╭──

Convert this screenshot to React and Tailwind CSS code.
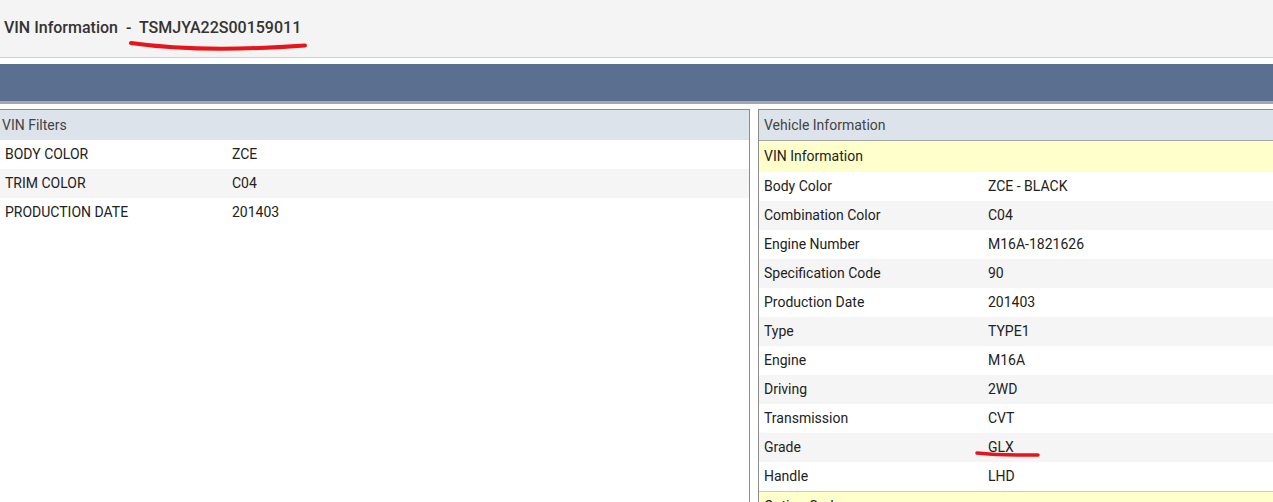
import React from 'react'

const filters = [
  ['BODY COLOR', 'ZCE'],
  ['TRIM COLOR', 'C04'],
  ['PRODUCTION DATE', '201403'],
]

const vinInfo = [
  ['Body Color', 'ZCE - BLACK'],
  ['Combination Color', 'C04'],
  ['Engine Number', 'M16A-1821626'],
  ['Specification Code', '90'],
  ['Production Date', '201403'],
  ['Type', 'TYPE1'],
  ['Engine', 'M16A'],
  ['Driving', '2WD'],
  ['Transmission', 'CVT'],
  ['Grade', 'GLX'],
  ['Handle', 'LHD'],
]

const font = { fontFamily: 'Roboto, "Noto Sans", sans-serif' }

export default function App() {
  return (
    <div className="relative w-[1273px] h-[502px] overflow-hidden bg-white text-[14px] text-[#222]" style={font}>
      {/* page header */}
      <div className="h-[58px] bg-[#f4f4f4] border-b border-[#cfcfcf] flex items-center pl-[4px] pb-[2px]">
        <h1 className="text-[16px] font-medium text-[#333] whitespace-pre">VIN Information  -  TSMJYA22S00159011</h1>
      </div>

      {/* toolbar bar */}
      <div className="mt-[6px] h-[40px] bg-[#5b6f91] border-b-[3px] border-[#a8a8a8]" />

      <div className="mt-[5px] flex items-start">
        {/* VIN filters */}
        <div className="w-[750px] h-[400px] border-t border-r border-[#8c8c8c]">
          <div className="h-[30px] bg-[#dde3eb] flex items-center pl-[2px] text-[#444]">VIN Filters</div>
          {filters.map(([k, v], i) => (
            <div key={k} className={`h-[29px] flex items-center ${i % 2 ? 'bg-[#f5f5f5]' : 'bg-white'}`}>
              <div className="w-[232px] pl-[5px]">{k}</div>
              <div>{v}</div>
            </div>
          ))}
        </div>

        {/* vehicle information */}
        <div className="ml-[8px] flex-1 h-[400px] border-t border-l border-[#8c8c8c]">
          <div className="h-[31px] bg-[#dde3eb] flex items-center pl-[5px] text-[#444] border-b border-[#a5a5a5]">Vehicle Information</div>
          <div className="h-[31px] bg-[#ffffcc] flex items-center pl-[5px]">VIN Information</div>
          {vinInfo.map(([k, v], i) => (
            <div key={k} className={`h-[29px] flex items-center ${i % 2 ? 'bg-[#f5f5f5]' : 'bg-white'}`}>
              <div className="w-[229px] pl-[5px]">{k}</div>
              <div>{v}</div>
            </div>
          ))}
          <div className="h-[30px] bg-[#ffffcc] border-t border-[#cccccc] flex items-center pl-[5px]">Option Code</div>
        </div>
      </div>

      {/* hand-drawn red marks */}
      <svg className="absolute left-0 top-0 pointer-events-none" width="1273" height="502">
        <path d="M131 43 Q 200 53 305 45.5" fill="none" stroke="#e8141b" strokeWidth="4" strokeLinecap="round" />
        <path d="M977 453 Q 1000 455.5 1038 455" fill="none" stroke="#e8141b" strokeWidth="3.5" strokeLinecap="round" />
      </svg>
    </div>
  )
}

╰──

* What the exercise asks
From the listing above, pick out every line containing "React".

* Answer to this exercise
Convert this screenshot to React and Tailwind CSS code.
import React from 'react'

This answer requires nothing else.